Friday, April 07, 2006

Too many cooks spoil the broth

I get a few e-mail each day from a something called Eda-cafe. (www.edacafe.com) I'm not quite sure why they send so many e-mails, but if you take a peak about once a week at the newletter, you can identify the 2-3 things which have changed since the last time you glanced at it.

Yesterday, I was glad to see there were two articles on Verification. Interestingly, they were both from people in the same company (MosChip Semiconductor). I'm not sure if that was the intention of the writers, but I believe it's not a bad way to attract good verification engineers to your company. Being in a place which encourages development of verification skills, seeing verification in a broader context, and encouraging engineers to publish their ideas is win-win for everybody.
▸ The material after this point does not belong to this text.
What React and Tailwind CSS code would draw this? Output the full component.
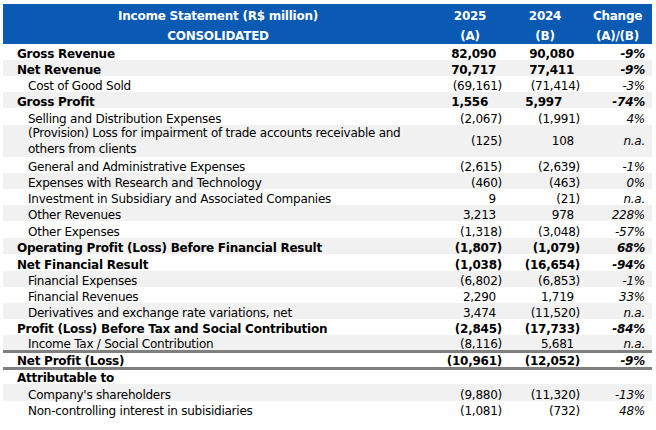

Verification engineers will develop and sharpen their skills and management will get both better verification and good reason for their bright engineers to stick around.

Sunil's article ( http://www10.edacafe.com/nbc/articles/view_article.php?section=UserArticles&articleid=258632) was intersting to me, in that it talks about a more holistic approach to verification. I believe it is interesting to see that similar trends in other fields apply to verification as well. I believe the trend being developed is to look more at the broader picture in order to find out how to optimize locally. I identify well with his example of the "functional formal verification tool" and how (if you listen to vendors) you can dispose of other tools and methods if you just use this.

Whether it be a formal tool or any other, no single tool can replace everything, and like a good cook the up and coming generation of verification engineers need to choose a mix of spices and herbs, find a healthy entree, time their cooking, frying and baking to specification, and manage with way too many people in the kitchen.